In [1]:
import random

import gymnasium as gym
import numpy as np

import tensorflow as tf

from keras import Model
from keras.layers import Dense

In [2]:
class DQN(Model):
    def __init__(self, state_size, action_size):
        super(DQN, self).__init__()

        self.replay_memory = []

        self.dense1 = Dense(128, activation="relu", input_dim=state_size)
        self.dense2 = Dense(128, activation="relu")
        self.dense3 = Dense(64, activation="relu")
        self.dense4 = Dense(32, activation="relu")
        self.dense5 = Dense(action_size, activation="softmax")

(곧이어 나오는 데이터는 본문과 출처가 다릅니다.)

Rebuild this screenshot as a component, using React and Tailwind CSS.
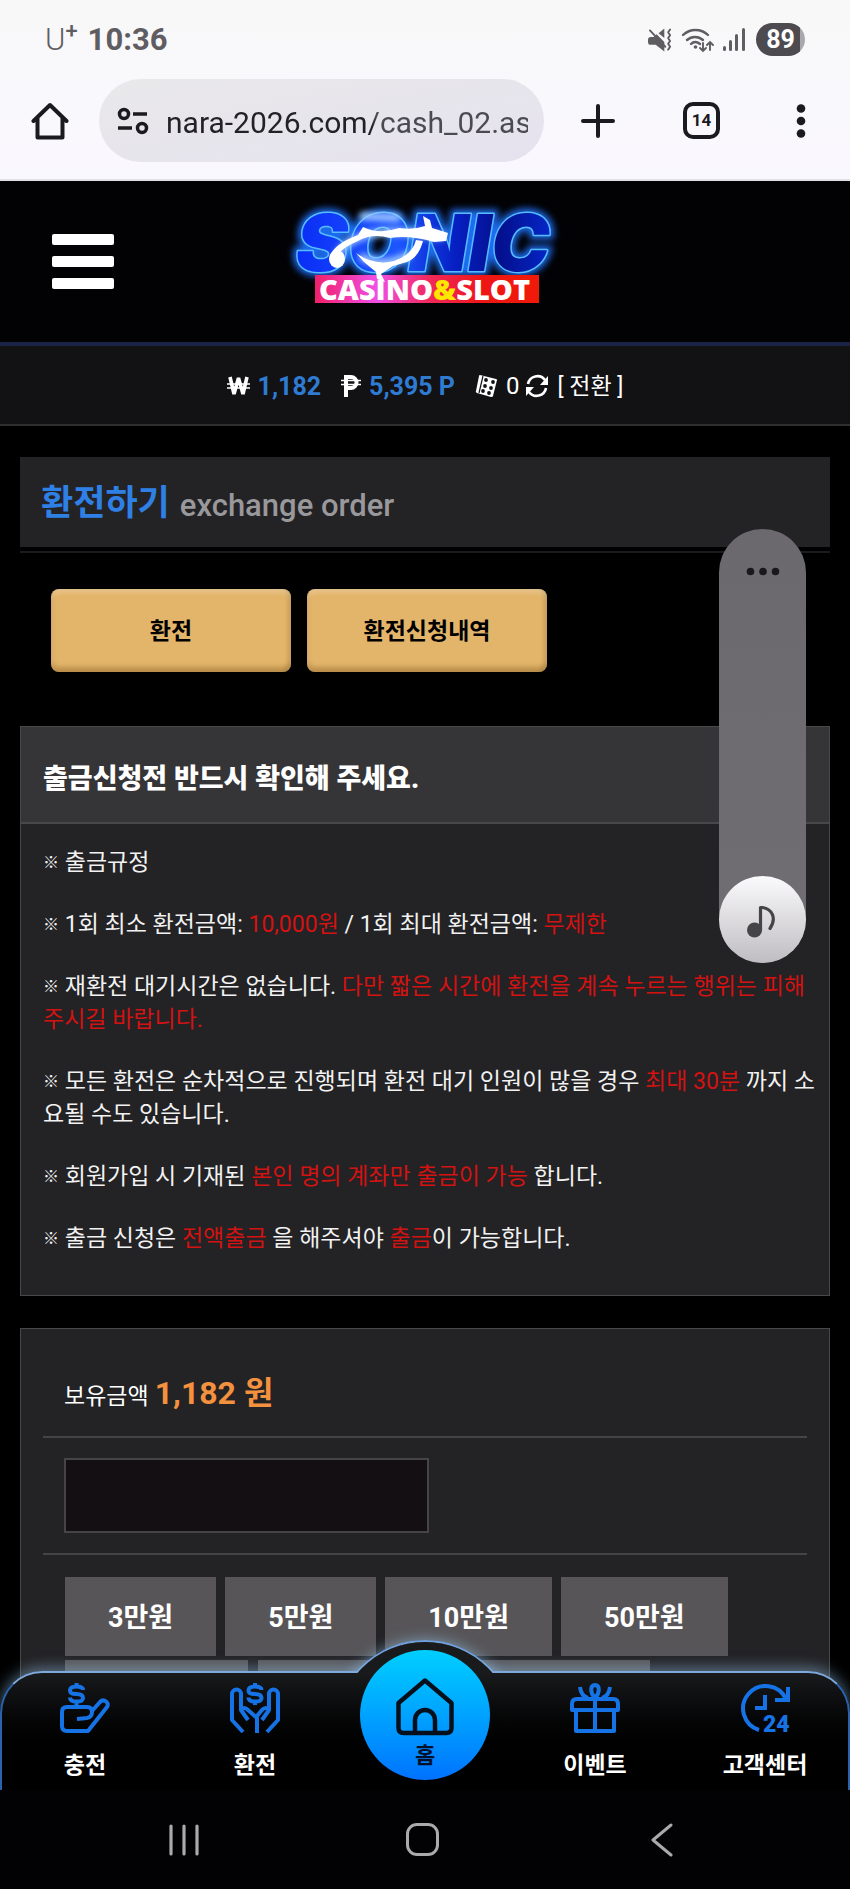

        self.optimizer = tf.keras.optimizers.Adam(learning_rate=0.001)

    def call(self, x):
        x = self.dense1(x)
        x = self.dense2(x)
        x = self.dense3(x)
        x = self.dense4(x)
        x = self.dense5(x)

        return x
    
    def remember(self, state, action, reward, next_state):
        self.replay_memory.append((state, action, reward, next_state))

In [3]:
def update_model(model: DQN):
    # 리플레이 버퍼 크기가 작으면 업데이트하지 않음
    if len(model.replay_memory) < 1000:
        return
    
    # 너무 많으면 리플레이 버퍼 pop
    if len(model.replay_memory) > 30000:
        del model.replay_memory[0]

    # # 메모리에서 랜덤 샘플링
    sample_size = 500
    samples = random.sample(model.replay_memory, sample_size)

    # 분할
    states, actions, rewards, next_states = zip(*samples)

    # numpy 배열로 변환
    states = np.array(states)
    actions = np.array(actions)
    rewards = np.array(rewards)
    next_states = np.array(next_states)
    
    # 모델 예측과 타겟 값 계산
    targets = model.call(states).numpy()  # type: ignore
    next_q_values = model.call(next_states).numpy() # type: ignore

    targets[np.arange(len(samples)), actions] = rewards + 0.99 * np.max(next_q_values, axis=1)

    # 모델 업데이트
    with tf.GradientTape() as tape:
        q_values = model.call(states)
        loss = tf.keras.losses.mean_squared_error(targets, q_values)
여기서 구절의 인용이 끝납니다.